#### WHAT IS ASKED:
Your task is to output the data exactly as it stands.

#### SUPPLIED MATERIAL:
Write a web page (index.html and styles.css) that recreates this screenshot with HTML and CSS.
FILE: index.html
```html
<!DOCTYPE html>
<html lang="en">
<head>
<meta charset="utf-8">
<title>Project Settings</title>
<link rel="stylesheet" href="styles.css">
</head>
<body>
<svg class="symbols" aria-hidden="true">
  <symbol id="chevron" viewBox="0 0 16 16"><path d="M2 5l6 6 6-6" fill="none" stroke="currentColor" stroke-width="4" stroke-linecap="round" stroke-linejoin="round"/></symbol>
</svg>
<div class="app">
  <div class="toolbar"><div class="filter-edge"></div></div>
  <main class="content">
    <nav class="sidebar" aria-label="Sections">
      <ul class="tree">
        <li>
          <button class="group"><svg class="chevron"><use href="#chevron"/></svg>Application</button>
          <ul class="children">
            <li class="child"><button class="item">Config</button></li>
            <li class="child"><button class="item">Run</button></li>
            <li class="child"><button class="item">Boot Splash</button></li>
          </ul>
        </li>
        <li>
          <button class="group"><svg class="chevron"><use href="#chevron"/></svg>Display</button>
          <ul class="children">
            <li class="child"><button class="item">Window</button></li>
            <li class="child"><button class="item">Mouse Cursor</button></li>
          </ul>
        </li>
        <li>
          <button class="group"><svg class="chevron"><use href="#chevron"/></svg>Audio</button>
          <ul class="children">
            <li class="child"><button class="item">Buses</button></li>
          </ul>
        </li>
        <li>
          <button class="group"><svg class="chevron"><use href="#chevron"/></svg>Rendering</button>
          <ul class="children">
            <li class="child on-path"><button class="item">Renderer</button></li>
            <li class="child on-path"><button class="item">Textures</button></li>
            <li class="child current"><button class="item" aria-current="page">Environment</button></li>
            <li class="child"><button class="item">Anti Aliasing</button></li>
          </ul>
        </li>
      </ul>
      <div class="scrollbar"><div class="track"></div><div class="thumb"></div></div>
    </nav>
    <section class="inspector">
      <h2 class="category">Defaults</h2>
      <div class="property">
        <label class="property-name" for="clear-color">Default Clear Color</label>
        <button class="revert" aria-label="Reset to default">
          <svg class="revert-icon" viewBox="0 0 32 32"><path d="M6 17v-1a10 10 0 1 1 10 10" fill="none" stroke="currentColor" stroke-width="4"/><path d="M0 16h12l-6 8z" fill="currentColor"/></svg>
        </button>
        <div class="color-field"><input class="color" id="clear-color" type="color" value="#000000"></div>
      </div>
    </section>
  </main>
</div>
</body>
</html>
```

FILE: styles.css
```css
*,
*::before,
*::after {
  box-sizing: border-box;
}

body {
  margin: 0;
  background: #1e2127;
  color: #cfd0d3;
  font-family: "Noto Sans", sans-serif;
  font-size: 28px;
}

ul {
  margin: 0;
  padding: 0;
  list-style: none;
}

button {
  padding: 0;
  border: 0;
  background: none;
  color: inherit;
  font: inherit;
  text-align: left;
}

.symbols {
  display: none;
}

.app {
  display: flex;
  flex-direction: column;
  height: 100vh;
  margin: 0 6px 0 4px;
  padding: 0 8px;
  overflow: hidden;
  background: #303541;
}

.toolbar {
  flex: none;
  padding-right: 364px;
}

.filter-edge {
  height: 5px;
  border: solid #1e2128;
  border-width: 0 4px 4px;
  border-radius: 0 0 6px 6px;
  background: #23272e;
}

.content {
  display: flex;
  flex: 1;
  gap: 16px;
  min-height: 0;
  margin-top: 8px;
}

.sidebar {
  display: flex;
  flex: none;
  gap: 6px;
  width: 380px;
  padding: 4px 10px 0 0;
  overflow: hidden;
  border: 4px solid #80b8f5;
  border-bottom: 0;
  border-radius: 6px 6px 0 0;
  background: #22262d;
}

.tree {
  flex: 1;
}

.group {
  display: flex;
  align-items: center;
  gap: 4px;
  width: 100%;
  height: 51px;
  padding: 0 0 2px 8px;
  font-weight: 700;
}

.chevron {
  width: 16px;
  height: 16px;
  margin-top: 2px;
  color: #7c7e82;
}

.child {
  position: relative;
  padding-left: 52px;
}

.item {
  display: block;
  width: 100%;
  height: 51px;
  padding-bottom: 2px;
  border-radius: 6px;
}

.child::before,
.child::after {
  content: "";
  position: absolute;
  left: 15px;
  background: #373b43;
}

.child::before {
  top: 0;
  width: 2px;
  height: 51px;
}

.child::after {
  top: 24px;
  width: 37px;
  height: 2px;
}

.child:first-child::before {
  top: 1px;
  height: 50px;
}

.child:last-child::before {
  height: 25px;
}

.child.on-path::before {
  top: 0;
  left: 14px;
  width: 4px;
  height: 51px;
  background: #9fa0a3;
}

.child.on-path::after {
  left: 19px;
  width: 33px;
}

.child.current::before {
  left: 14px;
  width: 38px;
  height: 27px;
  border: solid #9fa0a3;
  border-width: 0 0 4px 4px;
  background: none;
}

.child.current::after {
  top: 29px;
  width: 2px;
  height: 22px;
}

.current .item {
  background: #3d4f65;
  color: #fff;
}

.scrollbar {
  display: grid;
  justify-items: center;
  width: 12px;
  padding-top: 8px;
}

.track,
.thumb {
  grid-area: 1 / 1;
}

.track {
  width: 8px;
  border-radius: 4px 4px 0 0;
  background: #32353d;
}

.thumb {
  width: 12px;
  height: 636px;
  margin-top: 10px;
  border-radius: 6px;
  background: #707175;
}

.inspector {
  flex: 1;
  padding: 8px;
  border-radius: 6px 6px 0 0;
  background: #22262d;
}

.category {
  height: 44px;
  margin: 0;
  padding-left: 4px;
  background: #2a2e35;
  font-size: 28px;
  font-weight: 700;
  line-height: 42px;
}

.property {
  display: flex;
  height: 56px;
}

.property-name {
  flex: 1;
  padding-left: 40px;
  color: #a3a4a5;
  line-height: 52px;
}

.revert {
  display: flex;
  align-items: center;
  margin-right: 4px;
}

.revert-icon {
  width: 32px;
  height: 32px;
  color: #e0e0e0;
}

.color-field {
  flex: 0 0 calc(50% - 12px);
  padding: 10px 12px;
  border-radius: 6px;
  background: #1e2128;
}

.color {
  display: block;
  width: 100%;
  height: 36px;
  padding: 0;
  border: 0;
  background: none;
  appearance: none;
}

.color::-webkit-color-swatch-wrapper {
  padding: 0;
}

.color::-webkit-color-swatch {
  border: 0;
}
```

#### OUTPUT OF THE TASK:
Write a web page (index.html and styles.css) that recreates this screenshot with HTML and CSS.
FILE: index.html
```html
<!DOCTYPE html>
<html lang="en">
<head>
<meta charset="utf-8">
<title>Project Settings</title>
<link rel="stylesheet" href="styles.css">
</head>
<body>
<svg class="symbols" aria-hidden="true">
  <symbol id="chevron" viewBox="0 0 16 16"><path d="M2 5l6 6 6-6" fill="none" stroke="currentColor" stroke-width="4" stroke-linecap="round" stroke-linejoin="round"/></symbol>
</svg>
<div class="app">
  <div class="toolbar"><div class="filter-edge"></div></div>
  <main class="content">
    <nav class="sidebar" aria-label="Sections">
      <ul class="tree">
        <li>
          <button class="group"><svg class="chevron"><use href="#chevron"/></svg>Application</button>
          <ul class="children">
            <li class="child"><button class="item">Config</button></li>
            <li class="child"><button class="item">Run</button></li>
            <li class="child"><button class="item">Boot Splash</button></li>
          </ul>
        </li>
        <li>
          <button class="group"><svg class="chevron"><use href="#chevron"/></svg>Display</button>
          <ul class="children">
            <li class="child"><button class="item">Window</button></li>
            <li class="child"><button class="item">Mouse Cursor</button></li>
          </ul>
        </li>
        <li>
          <button class="group"><svg class="chevron"><use href="#chevron"/></svg>Audio</button>
          <ul class="children">
            <li class="child"><button class="item">Buses</button></li>
          </ul>
        </li>
        <li>
          <button class="group"><svg class="chevron"><use href="#chevron"/></svg>Rendering</button>
          <ul class="children">
            <li class="child on-path"><button class="item">Renderer</button></li>
            <li class="child on-path"><button class="item">Textures</button></li>
            <li class="child current"><button class="item" aria-current="page">Environment</button></li>
            <li class="child"><button class="item">Anti Aliasing</button></li>
          </ul>
        </li>
      </ul>
      <div class="scrollbar"><div class="track"></div><div class="thumb"></div></div>
    </nav>
    <section class="inspector">
      <h2 class="category">Defaults</h2>
      <div class="property">
        <label class="property-name" for="clear-color">Default Clear Color</label>
        <button class="revert" aria-label="Reset to default">
          <svg class="revert-icon" viewBox="0 0 32 32"><path d="M6 17v-1a10 10 0 1 1 10 10" fill="none" stroke="currentColor" stroke-width="4"/><path d="M0 16h12l-6 8z" fill="currentColor"/></svg>
        </button>
        <div class="color-field"><input class="color" id="clear-color" type="color" value="#000000"></div>
      </div>
    </section>
  </main>
</div>
</body>
</html>
```

FILE: styles.css
```css
*,
*::before,
*::after {
  box-sizing: border-box;
}

body {
  margin: 0;
  background: #1e2127;
  color: #cfd0d3;
  font-family: "Noto Sans", sans-serif;
  font-size: 28px;
}

ul {
  margin: 0;
  padding: 0;
  list-style: none;
}

button {
  padding: 0;
  border: 0;
  background: none;
  color: inherit;
  font: inherit;
  text-align: left;
}

.symbols {
  display: none;
}

.app {
  display: flex;
  flex-direction: column;
  height: 100vh;
  margin: 0 6px 0 4px;
  padding: 0 8px;
  overflow: hidden;
  background: #303541;
}

.toolbar {
  flex: none;
  padding-right: 364px;
}

.filter-edge {
  height: 5px;
  border: solid #1e2128;
  border-width: 0 4px 4px;
  border-radius: 0 0 6px 6px;
  background: #23272e;
}

.content {
  display: flex;
  flex: 1;
  gap: 16px;
  min-height: 0;
  margin-top: 8px;
}

.sidebar {
  display: flex;
  flex: none;
  gap: 6px;
  width: 380px;
  padding: 4px 10px 0 0;
  overflow: hidden;
  border: 4px solid #80b8f5;
  border-bottom: 0;
  border-radius: 6px 6px 0 0;
  background: #22262d;
}

.tree {
  flex: 1;
}

.group {
  display: flex;
  align-items: center;
  gap: 4px;
  width: 100%;
  height: 51px;
  padding: 0 0 2px 8px;
  font-weight: 700;
}

.chevron {
  width: 16px;
  height: 16px;
  margin-top: 2px;
  color: #7c7e82;
}

.child {
  position: relative;
  padding-left: 52px;
}

.item {
  display: block;
  width: 100%;
  height: 51px;
  padding-bottom: 2px;
  border-radius: 6px;
}

.child::before,
.child::after {
  content: "";
  position: absolute;
  left: 15px;
  background: #373b43;
}

.child::before {
  top: 0;
  width: 2px;
  height: 51px;
}

.child::after {
  top: 24px;
  width: 37px;
  height: 2px;
}

.child:first-child::before {
  top: 1px;
  height: 50px;
}

.child:last-child::before {
  height: 25px;
}

.child.on-path::before {
  top: 0;
  left: 14px;
  width: 4px;
  height: 51px;
  background: #9fa0a3;
}

.child.on-path::after {
  left: 19px;
  width: 33px;
}

.child.current::before {
  left: 14px;
  width: 38px;
  height: 27px;
  border: solid #9fa0a3;
  border-width: 0 0 4px 4px;
  background: none;
}

.child.current::after {
  top: 29px;
  width: 2px;
  height: 22px;
}

.current .item {
  background: #3d4f65;
  color: #fff;
}

.scrollbar {
  display: grid;
  justify-items: center;
  width: 12px;
  padding-top: 8px;
}

.track,
.thumb {
  grid-area: 1 / 1;
}

.track {
  width: 8px;
  border-radius: 4px 4px 0 0;
  background: #32353d;
}

.thumb {
  width: 12px;
  height: 636px;
  margin-top: 10px;
  border-radius: 6px;
  background: #707175;
}

.inspector {
  flex: 1;
  padding: 8px;
  border-radius: 6px 6px 0 0;
  background: #22262d;
}

.category {
  height: 44px;
  margin: 0;
  padding-left: 4px;
  background: #2a2e35;
  font-size: 28px;
  font-weight: 700;
  line-height: 42px;
}

.property {
  display: flex;
  height: 56px;
}

.property-name {
  flex: 1;
  padding-left: 40px;
  color: #a3a4a5;
  line-height: 52px;
}

.revert {
  display: flex;
  align-items: center;
  margin-right: 4px;
}

.revert-icon {
  width: 32px;
  height: 32px;
  color: #e0e0e0;
}

.color-field {
  flex: 0 0 calc(50% - 12px);
  padding: 10px 12px;
  border-radius: 6px;
  background: #1e2128;
}

.color {
  display: block;
  width: 100%;
  height: 36px;
  padding: 0;
  border: 0;
  background: none;
  appearance: none;
}

.color::-webkit-color-swatch-wrapper {
  padding: 0;
}

.color::-webkit-color-swatch {
  border: 0;
}
```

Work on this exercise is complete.